AA: The media situation looks very pessimistic, as you say, but have you mapped any encouraging trends?
SB: I really cannot see any silver lining. Even news portals are falling in line with the government. There is a political polarisation among serious news portals. When you talk about digital media, what do you imagine? You imagine a freer media where comment is free, where reporting is freer. But no, we do not have that. The public-spirited news portals are financially crippled or relying on either crowd funding or benefactors. At the moment, there is no revenue model that looks viable.

In print, it has all but come down because the reporter has no elbow room, no freedom to do anything. It is very tough to be optimistic at this point.

If you look at my book, even that has been muzzled, the review has been muzzled. You can come and slam my book. But there is a kind of omerta. Nobody seems to want to talk about it.

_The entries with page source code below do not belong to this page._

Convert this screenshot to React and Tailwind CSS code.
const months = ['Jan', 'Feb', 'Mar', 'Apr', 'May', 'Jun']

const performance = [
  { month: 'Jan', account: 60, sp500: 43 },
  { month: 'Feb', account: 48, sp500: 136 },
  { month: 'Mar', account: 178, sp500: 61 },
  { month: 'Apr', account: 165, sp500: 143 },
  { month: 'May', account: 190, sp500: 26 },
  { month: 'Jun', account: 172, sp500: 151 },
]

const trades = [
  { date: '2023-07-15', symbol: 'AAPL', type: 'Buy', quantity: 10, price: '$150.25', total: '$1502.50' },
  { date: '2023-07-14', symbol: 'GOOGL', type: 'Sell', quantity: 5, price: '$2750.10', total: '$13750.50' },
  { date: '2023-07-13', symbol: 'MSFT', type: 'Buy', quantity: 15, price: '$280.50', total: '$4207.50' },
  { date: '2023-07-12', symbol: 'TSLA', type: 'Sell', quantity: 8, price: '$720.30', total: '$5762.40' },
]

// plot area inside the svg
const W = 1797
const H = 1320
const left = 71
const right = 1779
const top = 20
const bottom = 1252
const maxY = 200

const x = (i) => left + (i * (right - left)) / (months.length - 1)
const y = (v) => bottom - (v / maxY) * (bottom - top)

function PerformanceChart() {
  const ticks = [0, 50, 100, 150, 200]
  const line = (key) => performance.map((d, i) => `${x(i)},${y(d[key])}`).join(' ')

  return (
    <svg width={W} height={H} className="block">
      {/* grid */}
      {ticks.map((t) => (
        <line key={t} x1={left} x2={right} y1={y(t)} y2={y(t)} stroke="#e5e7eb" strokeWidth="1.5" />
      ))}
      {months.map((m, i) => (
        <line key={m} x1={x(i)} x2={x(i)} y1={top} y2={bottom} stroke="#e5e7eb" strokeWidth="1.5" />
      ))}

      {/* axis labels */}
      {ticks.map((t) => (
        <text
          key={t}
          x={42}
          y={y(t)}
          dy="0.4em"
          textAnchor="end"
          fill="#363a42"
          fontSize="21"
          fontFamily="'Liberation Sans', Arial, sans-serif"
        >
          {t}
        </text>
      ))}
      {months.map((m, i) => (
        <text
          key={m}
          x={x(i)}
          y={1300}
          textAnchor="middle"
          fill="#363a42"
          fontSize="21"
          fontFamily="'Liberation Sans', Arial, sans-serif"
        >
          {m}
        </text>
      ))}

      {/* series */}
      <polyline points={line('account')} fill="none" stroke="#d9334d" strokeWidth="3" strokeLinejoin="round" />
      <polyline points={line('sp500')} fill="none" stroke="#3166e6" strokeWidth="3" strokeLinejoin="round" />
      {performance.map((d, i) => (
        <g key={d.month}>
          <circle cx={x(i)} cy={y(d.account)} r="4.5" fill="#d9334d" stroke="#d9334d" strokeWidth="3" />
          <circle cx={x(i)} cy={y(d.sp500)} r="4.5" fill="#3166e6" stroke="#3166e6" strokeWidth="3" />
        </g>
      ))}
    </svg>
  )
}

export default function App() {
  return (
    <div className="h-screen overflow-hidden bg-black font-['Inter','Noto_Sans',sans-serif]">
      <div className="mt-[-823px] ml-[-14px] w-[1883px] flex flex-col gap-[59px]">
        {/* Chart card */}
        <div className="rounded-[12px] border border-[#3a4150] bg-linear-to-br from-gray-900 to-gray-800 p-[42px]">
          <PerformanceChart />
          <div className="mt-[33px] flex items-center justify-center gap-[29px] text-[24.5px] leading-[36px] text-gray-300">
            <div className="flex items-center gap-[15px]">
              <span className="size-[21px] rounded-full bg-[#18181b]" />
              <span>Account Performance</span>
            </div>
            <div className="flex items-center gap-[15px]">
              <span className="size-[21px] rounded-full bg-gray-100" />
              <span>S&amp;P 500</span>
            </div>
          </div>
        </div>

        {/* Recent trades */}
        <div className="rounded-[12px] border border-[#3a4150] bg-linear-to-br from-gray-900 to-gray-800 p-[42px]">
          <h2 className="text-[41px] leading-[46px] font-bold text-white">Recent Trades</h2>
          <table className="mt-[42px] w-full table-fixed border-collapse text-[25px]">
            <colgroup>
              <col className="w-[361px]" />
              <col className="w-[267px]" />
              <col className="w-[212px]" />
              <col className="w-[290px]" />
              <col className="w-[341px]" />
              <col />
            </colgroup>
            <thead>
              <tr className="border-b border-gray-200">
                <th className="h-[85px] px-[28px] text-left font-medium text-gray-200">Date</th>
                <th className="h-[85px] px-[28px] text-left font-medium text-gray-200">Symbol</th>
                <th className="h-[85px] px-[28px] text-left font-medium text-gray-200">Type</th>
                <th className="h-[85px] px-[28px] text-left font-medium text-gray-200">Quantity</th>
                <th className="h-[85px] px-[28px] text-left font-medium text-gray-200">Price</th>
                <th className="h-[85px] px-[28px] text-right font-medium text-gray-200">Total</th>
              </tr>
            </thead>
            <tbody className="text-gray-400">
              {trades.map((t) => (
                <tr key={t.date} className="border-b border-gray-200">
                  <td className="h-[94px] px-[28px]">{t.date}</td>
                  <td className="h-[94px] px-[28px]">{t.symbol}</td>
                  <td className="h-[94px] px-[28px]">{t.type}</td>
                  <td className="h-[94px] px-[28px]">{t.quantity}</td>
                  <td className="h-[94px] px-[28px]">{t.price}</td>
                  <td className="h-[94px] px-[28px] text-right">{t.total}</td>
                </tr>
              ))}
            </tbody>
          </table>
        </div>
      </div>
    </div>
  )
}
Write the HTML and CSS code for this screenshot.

Television is a dead game now. Reporting is dying in India. I know people who have quit well-settled jobs and are freelancing because they say that getting squashed every day, running agenda journalism on a full-time basis, is not worth the money. If you look at the Rafale story which N Ram broke in The Hindu—at any other time in history that would have been followed by the whole media. The Jay Shah story by The Wire, all the Judge Loya stories by The Caravan—all these stories should have been followed up but this just has not happened. In fact, the available evidence seems to suggest that people in television are trying to just dump it and jump. The nature of a reporter’s job is now pure drudgery. It is just uplinking. There are falling budgets and losses, so companies do not want reporters. In fact, there is a telling quote by Raghav Bahl, which I have used and that is the attitude which exists today … “We do not need reporters anyway.”

This interview has been edited and condensed.